We fished the spot again the next day and while doing a balancing act on a downed tree limb bouncing in the current I looked down into the clear water where two logs lay on the river bottom between me and the bank under the shade of the trees. The logs rested on the bottom, parallel to each other creating a foot wide wooden under water channel of sorts and that’s where I saw it. We were working our way downstream after going as far up stream as we could and Mike and Matt were behind me fishing the small step falls I had found the first Trout in the week before. Looking down I spotted a huge Brown, it had to be around twenty inches or so. I froze. The water was so clear, I was right above it. It had to know I was there, I couldn’t be that lucky. Without moving my body, slowly I let out a little line, and moving the rod tip ever so slightly over the target I dropped the olive Wollybugger down between the two logs about six feet in front of the fish. It cruised right down the channel and stopped about eight inches from the bugger and studied it for a moment. I gave it a twitch, it closed the inches wide gap. I held my breath as my heart tried to beat itself out of my chest. Then it lifted off the bottom and glided over the fly and out into the river. I knew it was too good to be true.
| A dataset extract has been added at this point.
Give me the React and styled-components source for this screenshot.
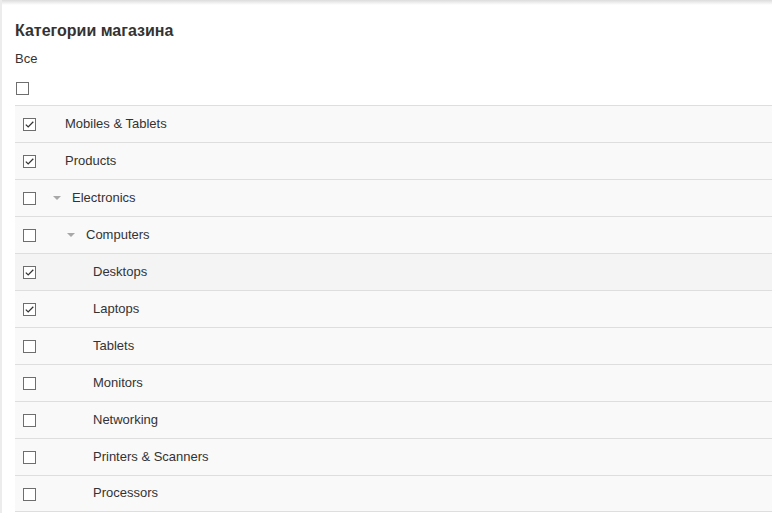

I fished that stretch once more a month later. As short of a stretch as it was, it was a good stretch. Cool, crystal clear water and beautiful surroundings, and to think, those same waters are a part of our rich history as a country. Long before any of us cast a fly on the La Chute River, Native Americans drank from it and caught dinner in fish traps and with spears. Then the French undoubtedly lowered their faces to the same flows for a drink, and then you can picture Red Coats breaking up their formations in the hot summer, swatting at relentless Adirondack Black Flies and seeking the cool refreshing crystal clear water of the river for relief. And finally the Revolutionaries, the Patriots. They two felt the same comfort of such beautiful waters. Yes, history surely does repeat itself. Of this I am sure.